El indefinido obstáculo de la temporalidad
La contratación temporal arrancó en España en octubre de 1984, cuando el entonces presidente del Gobierno, Felipe González, consiguió un compromiso de la Confederación Empresarial del recién llegado José María Cuevas y de la UGT de Nicolás Redondo para aplicarlo como revolucionario instrumento de fomento del empleo, combinado con dos años de control de los salarios (1985 y 1986). Y funcionó.
La facilidad para contratar que proporcionaba un contrato no causal y para despedir, junto con el primer paquete de medidas liberalizadoras de Miguel Boyer en el comercio y los alquileres, justo a renglón seguido de la socorrida devaluación, encandiló el crecimiento económico y del empleo en la segunda parte de los ochenta. Los costes laborales unitarios arrancaron la década creciendo a dos dígitos y terminaron con un avance del 5%, el PIB recuperó tasas olvidadas y el empleo avanzó un 17% en no más de cinco o seis años, acumulando dos millones de nuevos ocupados, pese a la destrucción de empleo en la agricultura. De repente, en 1990 había en España casi 2,8 millones de trabajadores con una relación laboral temporal. El contrato de fomento de empleo, aquel al que González había fiado la recuperación y del que Solchaga comentó que no retiraría "ni muerto" pese a disparar el seguro de paro, había carburado.
Sin embargo, la solución se había convertido también en un problema estructural. Su abuso había generado tales niveles de rotación entre trabajo y paro que había envenenado el mercado para décadas enteras si no se operaban cambios normativos integrales. La dualidad había llegado para quedarse en un mercado en el que había introducido castas generacionales que servían sólo coyunturalmente a las necesidades de plantilla, pero desincentivaban la formación y el arraigo de los trabajadores, y paralizaban las decisiones personales de generaciones enteras, las más jóvenes, proyectando sobre la economía su precariedad e inseguridad.
El modelo laboral fraccionado ha servido como un guante a las actividades que encontraban, a la vez, estímulo fiscal o mano de obra barata. Así, en el último ciclo alcista hasta cinco millones de trabajadores tenían contrato temporal, y han sido en buena medida pasto del despido en esta crisis, y ahora es precisamente la población más joven la que engorda los colectivos de desempleados y temporales. Su corrección es urgente para evitar una duración excesiva de la recesión, que proyectaría consecuencias sociales irreversibles sobre una generación entera. La salida está en una reforma integral del sistema de contratación y rescisión laboral, para equilibrar los costes tanto del empleo como de su abandono. España siempre ha experimentado fuertes avances de la ocupación cuando se ha abaratado el factor trabajo, ya sea en los salarios, en las cotizaciones o en el despido, cual es el caso de la temporalidad, cuyo coste de rescisión es cero. Un repaso a la historia económica de la democracia revela que la temporalidad se disparó en los ochenta con el coste cero del despido que proporcionaba, y que se disparó de nuevo a finales de los noventa, cuando se redujo el coste del despido individual a 33 días por año, junto con una bonificación generosa en las cotizaciones sociales. Hoy la solución no vendrá de instrumentos diferentes.

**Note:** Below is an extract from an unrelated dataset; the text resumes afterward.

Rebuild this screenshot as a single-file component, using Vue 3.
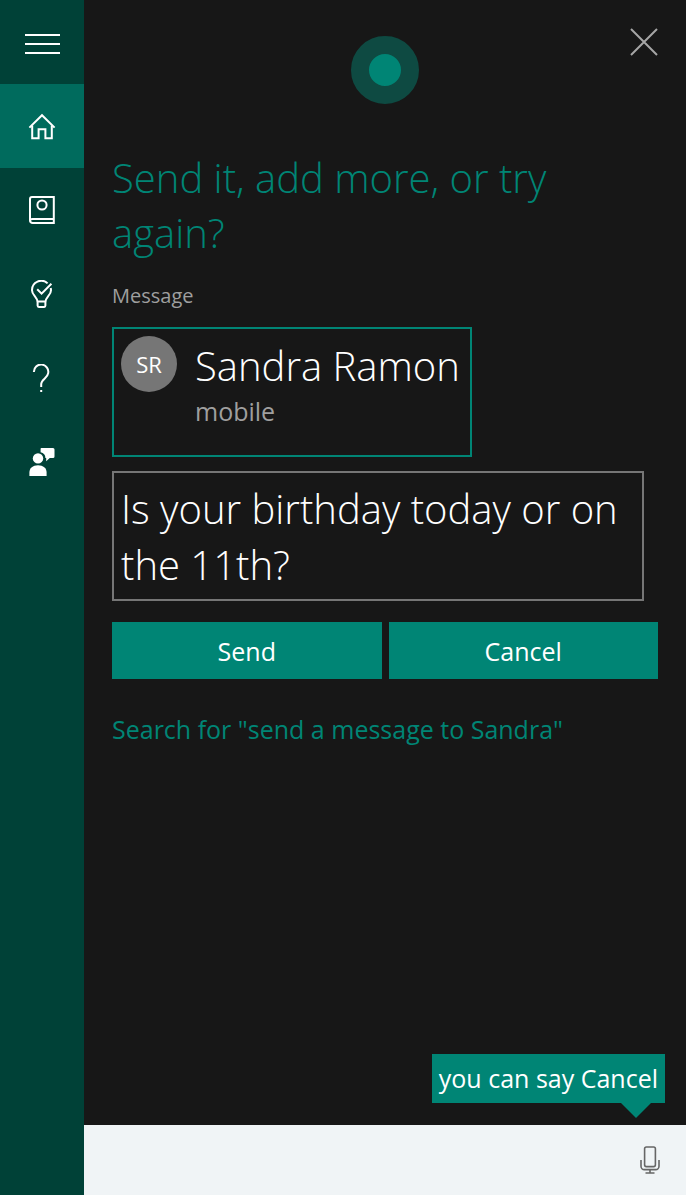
<template>
  <div class="cortana">
    <nav class="sidebar" aria-label="Main">
      <button class="nav-item" type="button" aria-label="Menu">
        <svg width="36" height="36" viewBox="0 0 36 36">
          <path d="M1 11h35M1 20h35M1 29h35" />
        </svg>
      </button>

      <button
        v-for="item in items"
        :key="item.id"
        class="nav-item"
        :class="{ 'is-active': item.id === active }"
        type="button"
        :aria-label="item.label"
        @click="active = item.id"
      >
        <svg v-if="item.id === 'home'" width="28" height="28" viewBox="0 0 28 28">
          <path d="M1.4 15.6 14 3.2l12.6 12.4" />
          <path d="M4.2 13.4v12.8h6.4v-9h6.8v9h6.4V13.4" />
        </svg>

        <svg v-else-if="item.id === 'notebook'" width="28" height="28" viewBox="0 0 28 28">
          <path d="M4 1h21.8v26H4.6A2.6 2.6 0 0 1 2 24.4V3a2 2 0 0 1 2-2Z" />
          <path d="M2.400 24c.5-.8 1.200-1 2.200-1h21.200" />
          <circle cx="14" cy="9" r="4.600" />
        </svg>

        <svg v-else-if="item.id === 'tips'" width="28" height="28" viewBox="0 0 28 28">
          <path d="M19.600 3.400A9.200 9.200 0 0 0 4 10.200c0 5.400 5.600 6.600 5.600 12.200v3.200c0 .8.4 1.400 1.200 1.400h5.400c.8 0 1.200-.6 1.200-1.400v-3.200c0-5.600 5.600-6.800 5.600-12.200 0-.8-.1-1.600-.3-2.300" />
          <path d="M9.600 21.600h7.800M9.200 9.200l4.400 4.400L23.400 3.800" />
        </svg>

        <svg v-else-if="item.id === 'help'" width="28" height="28" viewBox="0 0 28 28">
          <path d="M5.900 8a7.200 7.200 0 1 1 14.200 1.400c-.5 4.800-6.900 5.900-6.900 10.600v3" />
          <path d="M13.200 26v2" />
        </svg>

        <svg v-else class="solid" width="28" height="28" viewBox="0 0 28 28">
          <path d="M13.300 0h11.700a1.500 1.500 0 0 1 1.500 1.500v7a1.500 1.500 0 0 1-1.500 1.500h-3.200l-3.600 3.200V10h-.8a6 6 0 0 0-4.800-5.800V1a1 1 0 0 1 .7-1Z" />
          <circle cx="10" cy="10.400" r="5.200" />
          <path d="M1.400 28v-3.400c0-4.600 3.400-7.400 8.600-7.400s8.600 2.800 8.600 7.400V28Z" />
        </svg>
      </button>
    </nav>

    <main class="panel">
      <header class="panel-header">
        <span class="orb"></span>
        <button class="close" type="button" aria-label="Close">
          <svg width="28" height="28" viewBox="0 0 28 28">
            <path d="m1 1 26 26M27 1 1 27" />
          </svg>
        </button>
      </header>

      <form class="content" @submit.prevent>
        <h1>Send it, add more, or try again?</h1>
        <label class="caption" for="message">Message</label>

        <button class="contact" type="button">
          <span class="avatar">SR</span>
          <span class="contact-text">
            <span class="contact-name">Sandra Ramon</span>
            <span class="contact-kind">mobile</span>
          </span>
        </button>

        <textarea id="message" v-model="message" class="message" rows="2"></textarea>

        <div class="actions">
          <button type="submit">Send</button>
          <button type="button">Cancel</button>
        </div>

        <a class="search-link" href="#">Search for "send a message to Sandra"</a>
      </form>

      <footer class="ask-bar">
        <input v-model="query" class="ask-input" type="text" aria-label="Ask Cortana" />
        <button class="mic" type="button" aria-label="Speak">
          <svg width="20" height="28" viewBox="0 0 20 28">
            <rect x="4.600" y="1" width="10.800" height="19.600" rx="1.800" />
            <path d="M1 14v6.200A3.400 3.400 0 0 0 4.400 23.600h11.200A3.400 3.400 0 0 0 19 20.200V14M10 23.600V27M5.500 27h9" />
          </svg>
        </button>
        <div class="hint" role="tooltip">you can say Cancel</div>
      </footer>
    </main>
  </div>
</template>

<script setup>
import { ref } from 'vue'

const items = [
  { id: 'home', label: 'Home' },
  { id: 'notebook', label: 'Notebook' },
  { id: 'tips', label: 'Tips' },
  { id: 'help', label: 'Help' },
  { id: 'feedback', label: 'Feedback' }
]

const active = ref('home')
const message = ref('Is your birthday today or on the 11th?')
const query = ref('')
</script>

<style>
body {
  margin: 0;
  background: #171717;
}
</style>

<style scoped>
.cortana {
  --accent: #008575;
  --accent-nav: #006b5d;
  --nav: #004137;
  --muted: #9f9f9f;

  display: flex;
  min-height: 100vh;

  color: #ffffff;
  background: #171717;
  font-family: 'Segoe UI', 'Open Sans', 'Noto Sans', sans-serif;
}

.cortana * {
  box-sizing: border-box;
}

button,
input,
textarea {
  margin: 0;
  padding: 0;

  color: inherit;
  background: none;
  border: 0;
  border-radius: 0;
  font: inherit;
}

button {
  cursor: pointer;
}

svg {
  display: block;

  fill: none;
  stroke: currentColor;
  stroke-width: 2;
}

/* Sidebar */

.sidebar {
  flex: none;
  width: 84px;

  background: var(--nav);
}

.nav-item {
  display: flex;
  align-items: center;
  justify-content: center;

  width: 100%;
  height: 84px;
}

.nav-item.is-active {
  background: var(--accent-nav);
}

.solid {
  fill: currentColor;
  stroke: none;
}

/* Panel */

.panel {
  flex: 1;
  min-width: 0;

  display: flex;
  flex-direction: column;
}

.panel-header {
  display: grid;
  grid-template-columns: 1fr auto 1fr;
  align-items: start;

  padding: 28px 28px 0;
}

.orb {
  grid-column: 2;

  width: 68px;
  height: 68px;
  margin-top: 8px;

  background: var(--accent);
  border: 18px solid #0e4a42;
  border-radius: 50%;
}

.close {
  justify-self: end;
  color: #a6a6a6;
}

.content {
  flex: 1;

  display: flex;
  flex-direction: column;
  align-items: flex-start;

  padding: 46px 28px;
}

h1 {
  margin: 0;

  color: var(--accent);
  font-size: 40px;
  font-weight: 350;
  line-height: 55px;
}

.caption {
  margin: 22px 0 17px;

  color: var(--muted);
  font-size: 20px;
  line-height: 28px;
}

.contact {
  display: flex;
  align-items: flex-start;
  gap: 18px;

  min-width: 360px;
  height: 130px;
  padding: 7px;

  text-align: left;
  border: 2px solid var(--accent);
}

.avatar {
  flex: none;

  width: 56px;
  height: 56px;

  background: #767676;
  border-radius: 50%;

  font-size: 22px;
  line-height: 56px;
  text-align: center;
}

.contact-text {
  display: flex;
  flex-direction: column;
}

.contact-name {
  font-size: 40px;
  font-weight: 350;
  line-height: 60px;
}

.contact-kind {
  color: var(--muted);
  font-size: 25px;
  line-height: 30px;
}

.message {
  width: calc(100% - 14px);
  height: 130px;
  margin-top: 14px;
  padding: 8px 7px;

  border: 2px solid #767676;
  outline: none;
  overflow: hidden;
  resize: none;

  font-size: 40px;
  font-weight: 350;
  line-height: 56px;
}

.actions {
  display: grid;
  grid-template-columns: 1fr 1fr;
  gap: 7px;

  width: 100%;
  margin-top: 21px;
}

.actions button {
  height: 57px;

  background: var(--accent);
  font-size: 25px;
}

.search-link {
  margin-top: 32px;

  color: var(--accent);
  font-size: 25px;
  line-height: 36px;
  text-decoration: none;
}

/* Ask bar */

.ask-bar {
  position: relative;

  display: flex;
  height: 70px;

  color: #171717;
  background: #f0f4f6;
}

.ask-input {
  flex: 1;
  min-width: 0;
  padding: 0 28px;

  outline: none;
  font-size: 25px;
}

.mic {
  display: flex;
  align-items: center;
  justify-content: center;

  width: 72px;

  color: #666666;
}

.mic svg {
  stroke-width: 1.6;
}

.hint {
  position: absolute;
  right: 21px;
  bottom: 92px;

  padding: 0 7px;

  color: #ffffff;
  background: var(--accent);
  font-size: 25px;
  line-height: 49px;
  white-space: nowrap;
}

.hint::after {
  content: '';

  position: absolute;
  top: 100%;
  right: 14px;

  border: 15px solid transparent;
  border-top-color: var(--accent);
  border-bottom-width: 0;
}
</style>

Toda reforma debe tender a un abaratamiento o racionalización de los costes laborales, y bien estaría empezar por aquellos injustificadamente altos, como los del despido, tal como todas las instituciones aseguran. Tal abaratamiento es la mejor coartada para poner límites a la precariedad, exigiendo la causalidad que nunca debió conculcarse, para devolver a cotas razonables la temporalidad. Tal modificación debe sazonarse con nuevos estímulos a la contratación a tiempo parcial (temporalidad de jornada) para que se produzca un trasvase de empleo (y de rentas) entre las generaciones maduras y las jóvenes, y así éstas no retrasen decisiones vitales hoy embargadas. Además, el Gobierno debe corregir en la Ley de Presupuestos, con validez en el más remoto de los ayuntamientos, la anomalía de que la temporalidad en la función pública sea hoy más alta que en el sector privado, sólo porque cuando se prohíbe reponer las bajas vegetativas de los funcionarios, los munícipes optan por contratar temporales, en vez de repartir la carga de trabajo como hace la economía privada.